Horrors of the Black Museum was the first of what film critic David
Pirie referred to as the 'sadian trilogy', along with Circus of Horrors
and Peeping Tom, as they all had "an emphasis on sadism, cruelty and
violence (with sexual undertones) in contrast to the supernatural horror
of the Hammer films of the same era".
Horrors of the Black Museum also used Hypnovista, one of those goofy William Castle-style theatre gimmicks.
HotBM is about a writer of horror fiction who's gone off the deep and is causing people to die so he can get inspiration for his novels.
The movie opens by introducing Hypnovista, and credits Emile
Franchel, a psychologist with a speciality for hypnotism. Then the movie
tells anyone in the audience who's ever been hypnotised by Emile
Franchel to step out of the theatre for the next thirteen minutes! (the theatres of the 50's were awesome!)
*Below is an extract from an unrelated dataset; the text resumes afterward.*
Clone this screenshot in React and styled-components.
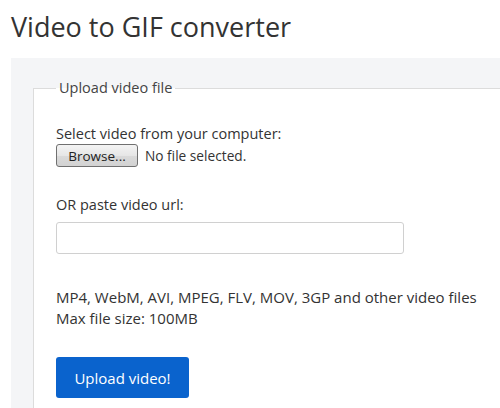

The movie cuts to Franchel (actually a real person) giving a lecture to the camera. He talks about hypnotism, and the power of suggestion,
and after he talks about the contagious power of yawning (which did
make me yawn! What the hell is up with yawns!?) he shows several
mind-bending images, then tries to hypnotise the camera with an
archimedes spiral. Then he starts waffling on about how easily other
senses can be fooled, and he gives a very stupid example. He says that
when we carry ice somewhere, out touch senses fool us into thinking that
our hands are burning (heat burning, that is)-Nope, wrong, and incorrectomundo, Mr. Franchel
you dumbass, cold burns as well! Where did this guy get his doctorate!?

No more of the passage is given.